Apart from the economic problems confronting the nation Bose also discussed briefly, in the same article, the other problems facing India. He thought that through a balanced mix of traditional medicinal knowledge and practices and modern medical practices of the West, a state aided health system could be devised such that no one would be deprived of health services and epidemics could be averted. Regarding education he had this to say, “we have the terrible problem of illiteracy, the percentage of which is about 90 % in many parts of our country. But this problem is not difficult to tackle, if the state can provide the necessary funds. We have now a large number of educated men and women, who are without employment.
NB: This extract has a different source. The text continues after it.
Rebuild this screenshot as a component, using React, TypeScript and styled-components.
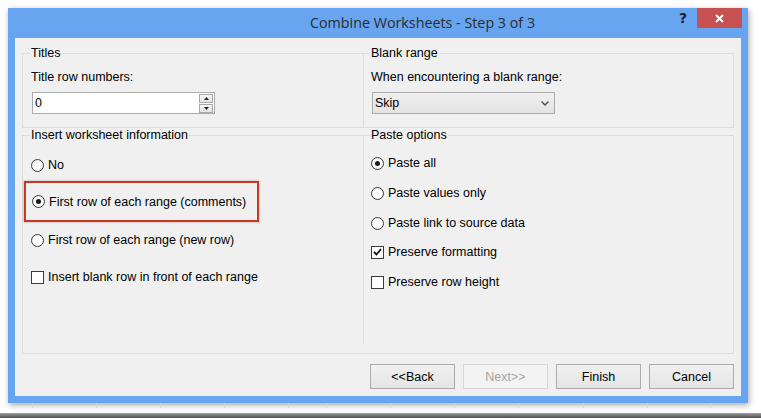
import React from 'react';
import styled, { createGlobalStyle } from 'styled-components';

const GlobalStyle = createGlobalStyle`
  html, body {
    margin: 0;
    padding: 0;
    background: #ffffff;
  }
  body {
    font-family: "Liberation Sans", Arial, sans-serif;
  }
`;

const Page = styled.div`
  width: 761px;
  height: 418px;
  overflow: hidden;
  display: flex;
  flex-direction: column;
  background: #ffffff;
`;

const Window = styled.div`
  margin: 8px 0 0 8px;
  width: 740px;
  height: 395px;
  background: #68a5f1;
  box-shadow: 1px 2px 6px rgba(0, 0, 0, 0.35);
  display: flex;
  flex-direction: column;
  flex-shrink: 0;
`;

const TitleBar = styled.div`
  height: 30px;
  display: flex;
  align-items: flex-start;
  padding-left: 302px;
`;

const Title = styled.div`
  flex: 1;
  font-family: "Open Sans", "Noto Sans", sans-serif;
  font-size: 14.3px;
  line-height: 30px;
  color: #2b2b2b;
  white-space: nowrap;
`;

const HelpButton = styled.div`
  width: 20px;
  height: 20px;
  margin-right: 4px;
  font-family: "DejaVu Sans", sans-serif;
  font-weight: bold;
  font-size: 14px;
  line-height: 20px;
  text-align: center;
  color: #1e1e1e;
`;

const CloseButton = styled.div`
  width: 45px;
  height: 20px;
  margin-right: 6px;
  background: #c75050;
  display: flex;
  align-items: center;
  justify-content: center;
`;

const Body = styled.div`
  flex: 1;
  margin: 0 7px 7px;
  background: #f0f0f0;
  padding: 15px 7px 0 7px;
  display: flex;
  flex-direction: column;
  font-size: 12.5px;
  color: #000;
`;

const SectionRow = styled.div<{ $height: number; $top: number }>`
  height: ${(p) => p.$height}px;
  margin-top: ${(p) => p.$top}px;
  box-sizing: border-box;
  border: 1px solid #dcdcdc;
  display: grid;
  grid-template-columns: 340px 1fr;
`;

const Pane = styled.div<{ $divider?: boolean; $cut?: number }>`
  display: flex;
  flex-direction: column;
  align-items: flex-start;
  padding-left: ${(p) => (p.$divider ? 7 : 8)}px;
  border-left: ${(p) => (p.$divider ? '1px solid #dcdcdc' : 'none')};
  margin-bottom: ${(p) => p.$cut ?? 0}px;
`;

const Caption = styled.div`
  margin: -8px 0 0 -1px;
  padding: 0 1px;
  background: #f0f0f0;
  line-height: 14px;
  white-space: nowrap;
`;

const FieldLabel = styled.div`
  margin-top: 9px;
  line-height: 16px;
  white-space: nowrap;
`;

const SpinInput = styled.div`
  margin: 7px 0 0 1px;
  width: 183px;
  height: 22px;
  box-sizing: border-box;
  border: 1px solid #ababab;
  background: #ffffff;
  display: flex;
  align-items: stretch;
`;

const InputText = styled.div`
  flex: 1;
  padding-left: 2px;
  line-height: 20px;
`;

const Spinner = styled.div`
  width: 14px;
  margin: 0 1px 0 0;
  display: flex;
  flex-direction: column;
  justify-content: center;
  gap: 1px;
`;

const SpinHalf = styled.div`
  height: 9px;
  box-sizing: border-box;
  border: 1px solid #a8a8a8;
  background: linear-gradient(#f6f6f6, #e4e4e4);
  display: flex;
  align-items: center;
  justify-content: center;
`;

const SelectBox = styled.div`
  margin: 7px 0 0 1px;
  width: 183px;
  height: 22px;
  box-sizing: border-box;
  border: 1px solid #acacac;
  background: linear-gradient(#f0f0f0, #e3e3e3);
  display: flex;
  align-items: center;
  justify-content: space-between;
  padding: 0 5px 0 2px;
`;

const Option = styled.div<{ $top: number }>`
  margin-top: ${(p) => p.$top}px;
  height: 16px;
  display: flex;
  align-items: center;
  gap: 4px;
  white-space: nowrap;
`;

const Highlight = styled.div<{ $top: number }>`
  margin: ${(p) => p.$top}px 0 0 -7px;
  width: 235px;
  height: 41px;
  box-sizing: border-box;
  border: 2px solid #c23b24;
  box-shadow: 0 0 2px rgba(150, 40, 20, 0.45);
  display: flex;
  align-items: center;
  padding-left: 6px;
`;

const RadioMark = styled.span<{ $on?: boolean }>`
  width: 13px;
  height: 13px;
  box-sizing: border-box;
  border-radius: 50%;
  border: 1px solid #3a3a3a;
  background: radial-gradient(circle, #ffffff 40%, #e8e8e8 100%);
  display: inline-flex;
  align-items: center;
  justify-content: center;
  flex-shrink: 0;

  &::after {
    content: '';
    width: 5px;
    height: 5px;
    border-radius: 50%;
    background: ${(p) => (p.$on ? '#1a1a1a' : 'transparent')};
  }
`;

const CheckMark = styled.span`
  width: 13px;
  height: 13px;
  box-sizing: border-box;
  border: 1px solid #3a3a3a;
  background: #ffffff;
  display: inline-flex;
  align-items: center;
  justify-content: center;
  flex-shrink: 0;
`;

const ButtonRow = styled.div`
  margin-top: 10px;
  display: flex;
  justify-content: flex-end;
  gap: 8px;
`;

const DialogButton = styled.button<{ $disabled?: boolean }>`
  width: 85px;
  height: 25px;
  box-sizing: border-box;
  padding: 0;
  border: 1px solid ${(p) => (p.$disabled ? '#d6d6d6' : '#acacac')};
  background: ${(p) => (p.$disabled ? '#f3f3f3' : 'linear-gradient(#f0f0f0, #e5e5e5)')};
  color: ${(p) => (p.$disabled ? '#a3a3a3' : '#000')};
  font-family: inherit;
  font-size: 12.5px;
`;

const SheetStrip = styled.div`
  height: 5px;
  display: flex;
  flex-shrink: 0;
`;

const SheetCell = styled.div<{ $w: number }>`
  width: ${(p) => p.$w}px;
  flex-shrink: 0;
  box-sizing: border-box;
  border-right: 1px solid #d8d8d8;
`;

const TaskBar = styled.div`
  margin-top: 5px;
  height: 5px;
  background: linear-gradient(#a0a0a0, #4c4c4c);
  flex-shrink: 0;
`;

const gridLines = [32, 96, 160, 224, 288, 326, 390, 454, 518, 583, 647, 710];

const Radio: React.FC<{ top: number; on?: boolean; children: React.ReactNode }> = ({ top, on, children }) => (
  <Option $top={top}>
    <RadioMark $on={on} />
    {children}
  </Option>
);

const Check: React.FC<{ top: number; on?: boolean; children: React.ReactNode }> = ({ top, on, children }) => (
  <Option $top={top}>
    <CheckMark>
      {on && (
        <svg width="9" height="8" viewBox="0 0 9 8">
          <path d="M1 4 L3.5 6.5 L8 1" fill="none" stroke="#111" strokeWidth="1.8" />
        </svg>
      )}
    </CheckMark>
    {children}
  </Option>
);

const App: React.FC = () => {
  let prev = -1;
  return (
    <Page>
      <GlobalStyle />
      <Window>
        <TitleBar>
          <Title>Combine Worksheets - Step 3 of 3</Title>
          <HelpButton>?</HelpButton>
          <CloseButton>
            <svg width="9" height="9" viewBox="0 0 9 9">
              <path d="M1 1 L8 8 M8 1 L1 8" stroke="#fff" strokeWidth="2" />
            </svg>
          </CloseButton>
        </TitleBar>
        <Body>
          <SectionRow $height={75} $top={0}>
            <Pane>
              <Caption>Titles</Caption>
              <FieldLabel>Title row numbers:</FieldLabel>
              <SpinInput>
                <InputText>0</InputText>
                <Spinner>
                  <SpinHalf>
                    <svg width="5" height="3" viewBox="0 0 5 3">
                      <path d="M0 3 L2.5 0 L5 3 Z" fill="#222" />
                    </svg>
                  </SpinHalf>
                  <SpinHalf>
                    <svg width="5" height="3" viewBox="0 0 5 3">
                      <path d="M0 0 L2.5 3 L5 0 Z" fill="#222" />
                    </svg>
                  </SpinHalf>
                </Spinner>
              </SpinInput>
            </Pane>
            <Pane $divider>
              <Caption>Blank range</Caption>
              <FieldLabel>When encountering a blank range:</FieldLabel>
              <SelectBox>
                <span>Skip</span>
                <svg width="8" height="5" viewBox="0 0 8 5">
                  <path d="M0.5 0.5 L4 4 L7.5 0.5" fill="none" stroke="#555" strokeWidth="1.5" />
                </svg>
              </SelectBox>
            </Pane>
          </SectionRow>
          <SectionRow $height={219} $top={7}>
            <Pane>
              <Caption>Insert worksheet information</Caption>
              <Radio top={15}>No</Radio>
              <Highlight $top={8}>
                <Option $top={0}>
                  <RadioMark $on />
                  First row of each range (comments)
                </Option>
              </Highlight>
              <Radio top={10}>First row of each range (new row)</Radio>
              <Check top={21}>Insert blank row in front of each range</Check>
            </Pane>
            <Pane $divider $cut={9}>
              <Caption>Paste options</Caption>
              <Radio top={13} on>Paste all</Radio>
              <Radio top={14}>Paste values only</Radio>
              <Radio top={14}>Paste link to source data</Radio>
              <Check top={13} on>Preserve formatting</Check>
              <Check top={14}>Preserve row height</Check>
            </Pane>
          </SectionRow>
          <ButtonRow>
            <DialogButton>&lt;&lt;Back</DialogButton>
            <DialogButton $disabled>Next&gt;&gt;</DialogButton>
            <DialogButton>Finish</DialogButton>
            <DialogButton>Cancel</DialogButton>
          </ButtonRow>
        </Body>
      </Window>
      <SheetStrip>
        {gridLines.map((x) => {
          const w = x - prev;
          prev = x;
          return <SheetCell key={x} $w={w} />;
        })}
      </SheetStrip>
      <TaskBar />
    </Page>
  );
};

export default App;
Under Free India all these men and women could be sent to work at once all over the country in order to erect Schools, Colleges and Universities”. This effort, he argued, could be combined with the ongoing educational experiments going on at Santiniketan, Gurukul, Jamia-Milia and elsewhere as also our traditional systems of education to create a state sponsored educational structure that would be able to lift the masses from illiteracy.

 

He realised, as is documented in the same article, that to supervise the huge state effort in industry, agriculture, education and health, it was necessary that there should be a planning commission. He also mentions that as the President of INC, in 1938, he had inaugurated a Planning Commission to analyse these problems.

 

From this brief survey of the thoughts of Netaji Subhas Chandra Bose, it should be evident that, in his opinion, after independence India could rid herself of the fundamental flaws in her economic and social systems by changing her legal system and introducing national planning to create a secular, socialist republic. It does not require much imagination to appreciate the great distance of this vision from the Hindutva brigade that is subservient to the demands of the crony capitalists. The great sound and fury of the BJP and its cohorts over the so-called Parikram Divas, marking the birthday of Netaji, only shows up the efforts of this brigade to appropriate another national icon, whose thought diametrically opposed that of the Sanghis, for the purpose of gaining some extra mileage for the upcoming elections in West Bengal. What else explains the surfeit of saffron at an event to mark Netaji’s birthday, purportedly arranged by the central government at Victoria Memorial? What explains the repeated cries of ‘Jai Sri Ram’ interrupting the speech of the CM at the event to commemorate an absolutely secular person like Subhas Chandra?

 

The author is a retired teacher. He taught at Ashutosh College (Kolkata) and at Visva-Bharati University.